Aim: Copy out the whole listing exactly as written, leaving the pictures behind.

+++

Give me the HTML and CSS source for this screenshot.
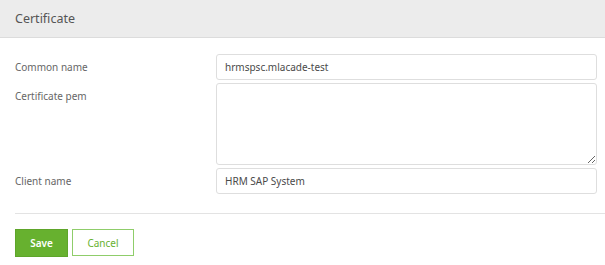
FILE: index.html
```html
<!DOCTYPE html>
<html lang="en">
<head>
  <meta charset="UTF-8" />
  <title>Certificate</title>
  <link rel="stylesheet" href="styles.css">
</head>
<body>
  <div class="panel">
    <div class="panel-head">Certificate</div>

    <form class="cert-form">
      <div class="field">
        <label class="field-label">Common name</label>
        <input class="field-input" type="text" value="hrmspsc.mlacade-test">
      </div>
      <div class="field">
        <label class="field-label">Certificate pem</label>
        <textarea class="field-input field-area"></textarea>
      </div>
      <div class="field">
        <label class="field-label">Client name</label>
        <input class="field-input" type="text" value="HRM SAP System">
      </div>
    </form>

    <div class="divider"></div>

    <div class="actions">
      <button class="btn btn-save" type="button">Save</button>
      <button class="btn btn-cancel" type="button">Cancel</button>
    </div>
  </div>
</body>
</html>
```

FILE: styles.css
```css
* {
  box-sizing: border-box;
  font-family: 'Noto Sans', 'Open Sans', sans-serif;
}

html, body {
  margin: 0;
  padding: 0;
  background-color: #fff;
  color: #555;
}

.panel-head {
  height: 38px;
  padding: 0 15px;
  display: flex;
  align-items: center;
  background-color: #ececec;
  border-bottom: 1px solid #dcdcdc;
  font-size: 12.5px;
  color: #555;
}

.cert-form {
  padding: 16px 8px 0 15px;
  display: flex;
  flex-direction: column;
  gap: 3px;
}

.field {
  display: grid;
  grid-template-columns: 201px 1fr;
  align-items: start;
}

.field-label {
  font-size: 10px;
  color: #666;
  padding-top: 6px;
  line-height: 14px;
}

.field-input {
  height: 26px;
  border: 1px solid #dedede;
  border-radius: 3px;
  padding: 0 8px;
  font-size: 10px;
  color: #4a4a4a;
  outline: none;
}

.field-area {
  height: 82px;
  resize: vertical;
  padding: 6px 8px;
}

.divider {
  margin: 19px 0 0 15px;
  border-top: 1px solid #e3e3e3;
}

.actions {
  padding: 15px 15px 0;
  display: flex;
  gap: 4px;
}

.btn {
  height: 28px;
  font-size: 10px;
  border-radius: 0;
  cursor: pointer;
}

.btn-save {
  width: 53px;
  background-color: #67b12f;
  border: 1px solid #5ea52a;
  color: #fff;
  font-weight: 600;
}

.btn-cancel {
  width: 62px;
  height: 27px;
  background-color: #fff;
  border: 1px solid #8fcd6a;
  color: #67b12f;
}
```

+++

Solution to the exercise:
Give me the HTML and CSS source for this screenshot.
FILE: index.html
```html
<!DOCTYPE html>
<html lang="en">
<head>
  <meta charset="UTF-8" />
  <title>Certificate</title>
  <link rel="stylesheet" href="styles.css">
</head>
<body>
  <div class="panel">
    <div class="panel-head">Certificate</div>

    <form class="cert-form">
      <div class="field">
        <label class="field-label">Common name</label>
        <input class="field-input" type="text" value="hrmspsc.mlacade-test">
      </div>
      <div class="field">
        <label class="field-label">Certificate pem</label>
        <textarea class="field-input field-area"></textarea>
      </div>
      <div class="field">
        <label class="field-label">Client name</label>
        <input class="field-input" type="text" value="HRM SAP System">
      </div>
    </form>

    <div class="divider"></div>

    <div class="actions">
      <button class="btn btn-save" type="button">Save</button>
      <button class="btn btn-cancel" type="button">Cancel</button>
    </div>
  </div>
</body>
</html>
```

FILE: styles.css
```css
* {
  box-sizing: border-box;
  font-family: 'Noto Sans', 'Open Sans', sans-serif;
}

html, body {
  margin: 0;
  padding: 0;
  background-color: #fff;
  color: #555;
}

.panel-head {
  height: 38px;
  padding: 0 15px;
  display: flex;
  align-items: center;
  background-color: #ececec;
  border-bottom: 1px solid #dcdcdc;
  font-size: 12.5px;
  color: #555;
}

.cert-form {
  padding: 16px 8px 0 15px;
  display: flex;
  flex-direction: column;
  gap: 3px;
}

.field {
  display: grid;
  grid-template-columns: 201px 1fr;
  align-items: start;
}

.field-label {
  font-size: 10px;
  color: #666;
  padding-top: 6px;
  line-height: 14px;
}

.field-input {
  height: 26px;
  border: 1px solid #dedede;
  border-radius: 3px;
  padding: 0 8px;
  font-size: 10px;
  color: #4a4a4a;
  outline: none;
}

.field-area {
  height: 82px;
  resize: vertical;
  padding: 6px 8px;
}

.divider {
  margin: 19px 0 0 15px;
  border-top: 1px solid #e3e3e3;
}

.actions {
  padding: 15px 15px 0;
  display: flex;
  gap: 4px;
}

.btn {
  height: 28px;
  font-size: 10px;
  border-radius: 0;
  cursor: pointer;
}

.btn-save {
  width: 53px;
  background-color: #67b12f;
  border: 1px solid #5ea52a;
  color: #fff;
  font-weight: 600;
}

.btn-cancel {
  width: 62px;
  height: 27px;
  background-color: #fff;
  border: 1px solid #8fcd6a;
  color: #67b12f;
}
```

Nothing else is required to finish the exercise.